▶ Exercise objective: Give the data below again exactly as written, without its pictures.

....................

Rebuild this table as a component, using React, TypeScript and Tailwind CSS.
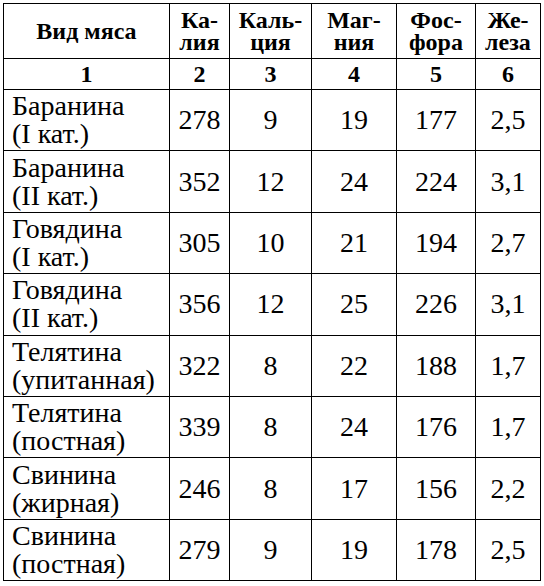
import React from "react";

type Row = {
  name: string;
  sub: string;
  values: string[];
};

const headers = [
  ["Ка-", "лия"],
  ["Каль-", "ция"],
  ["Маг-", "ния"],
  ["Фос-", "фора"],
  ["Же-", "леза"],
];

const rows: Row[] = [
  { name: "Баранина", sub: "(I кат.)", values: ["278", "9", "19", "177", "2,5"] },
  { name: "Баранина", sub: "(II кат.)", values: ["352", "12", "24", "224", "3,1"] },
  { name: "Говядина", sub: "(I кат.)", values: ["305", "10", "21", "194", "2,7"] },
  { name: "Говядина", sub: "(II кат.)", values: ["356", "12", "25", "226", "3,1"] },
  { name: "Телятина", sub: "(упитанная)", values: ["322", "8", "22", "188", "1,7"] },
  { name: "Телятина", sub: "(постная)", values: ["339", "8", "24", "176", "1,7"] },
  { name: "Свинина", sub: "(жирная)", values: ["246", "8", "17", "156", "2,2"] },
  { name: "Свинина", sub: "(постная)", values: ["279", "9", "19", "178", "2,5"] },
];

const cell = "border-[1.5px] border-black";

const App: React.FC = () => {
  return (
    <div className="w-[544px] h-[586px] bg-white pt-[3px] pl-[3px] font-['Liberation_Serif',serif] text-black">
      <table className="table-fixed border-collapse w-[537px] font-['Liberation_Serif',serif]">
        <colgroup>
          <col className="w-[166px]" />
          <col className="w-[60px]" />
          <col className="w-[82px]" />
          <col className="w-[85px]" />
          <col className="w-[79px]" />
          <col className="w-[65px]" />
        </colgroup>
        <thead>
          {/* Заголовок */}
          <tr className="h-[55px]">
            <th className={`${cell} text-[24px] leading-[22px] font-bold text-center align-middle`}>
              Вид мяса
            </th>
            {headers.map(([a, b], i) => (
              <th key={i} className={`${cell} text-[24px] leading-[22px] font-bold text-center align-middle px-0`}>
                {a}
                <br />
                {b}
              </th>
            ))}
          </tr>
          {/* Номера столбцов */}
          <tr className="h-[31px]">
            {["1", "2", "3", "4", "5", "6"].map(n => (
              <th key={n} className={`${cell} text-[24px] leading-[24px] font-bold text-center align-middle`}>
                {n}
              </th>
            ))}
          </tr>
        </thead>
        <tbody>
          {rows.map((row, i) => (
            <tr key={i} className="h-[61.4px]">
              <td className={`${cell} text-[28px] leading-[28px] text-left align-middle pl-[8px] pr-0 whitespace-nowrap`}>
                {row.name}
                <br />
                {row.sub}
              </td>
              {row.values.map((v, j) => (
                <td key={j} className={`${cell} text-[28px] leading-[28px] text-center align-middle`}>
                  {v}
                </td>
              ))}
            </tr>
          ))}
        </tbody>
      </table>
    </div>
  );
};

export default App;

....................

▶ Reply to the exercise:
Rebuild this table as a component, using React, TypeScript and Tailwind CSS.
import React from "react";

type Row = {
  name: string;
  sub: string;
  values: string[];
};

const headers = [
  ["Ка-", "лия"],
  ["Каль-", "ция"],
  ["Маг-", "ния"],
  ["Фос-", "фора"],
  ["Же-", "леза"],
];

const rows: Row[] = [
  { name: "Баранина", sub: "(I кат.)", values: ["278", "9", "19", "177", "2,5"] },
  { name: "Баранина", sub: "(II кат.)", values: ["352", "12", "24", "224", "3,1"] },
  { name: "Говядина", sub: "(I кат.)", values: ["305", "10", "21", "194", "2,7"] },
  { name: "Говядина", sub: "(II кат.)", values: ["356", "12", "25", "226", "3,1"] },
  { name: "Телятина", sub: "(упитанная)", values: ["322", "8", "22", "188", "1,7"] },
  { name: "Телятина", sub: "(постная)", values: ["339", "8", "24", "176", "1,7"] },
  { name: "Свинина", sub: "(жирная)", values: ["246", "8", "17", "156", "2,2"] },
  { name: "Свинина", sub: "(постная)", values: ["279", "9", "19", "178", "2,5"] },
];

const cell = "border-[1.5px] border-black";

const App: React.FC = () => {
  return (
    <div className="w-[544px] h-[586px] bg-white pt-[3px] pl-[3px] font-['Liberation_Serif',serif] text-black">
      <table className="table-fixed border-collapse w-[537px] font-['Liberation_Serif',serif]">
        <colgroup>
          <col className="w-[166px]" />
          <col className="w-[60px]" />
          <col className="w-[82px]" />
          <col className="w-[85px]" />
          <col className="w-[79px]" />
          <col className="w-[65px]" />
        </colgroup>
        <thead>
          {/* Заголовок */}
          <tr className="h-[55px]">
            <th className={`${cell} text-[24px] leading-[22px] font-bold text-center align-middle`}>
              Вид мяса
            </th>
            {headers.map(([a, b], i) => (
              <th key={i} className={`${cell} text-[24px] leading-[22px] font-bold text-center align-middle px-0`}>
                {a}
                <br />
                {b}
              </th>
            ))}
          </tr>
          {/* Номера столбцов */}
          <tr className="h-[31px]">
            {["1", "2", "3", "4", "5", "6"].map(n => (
              <th key={n} className={`${cell} text-[24px] leading-[24px] font-bold text-center align-middle`}>
                {n}
              </th>
            ))}
          </tr>
        </thead>
        <tbody>
          {rows.map((row, i) => (
            <tr key={i} className="h-[61.4px]">
              <td className={`${cell} text-[28px] leading-[28px] text-left align-middle pl-[8px] pr-0 whitespace-nowrap`}>
                {row.name}
                <br />
                {row.sub}
              </td>
              {row.values.map((v, j) => (
                <td key={j} className={`${cell} text-[28px] leading-[28px] text-center align-middle`}>
                  {v}
                </td>
              ))}
            </tr>
          ))}
        </tbody>
      </table>
    </div>
  );
};

export default App;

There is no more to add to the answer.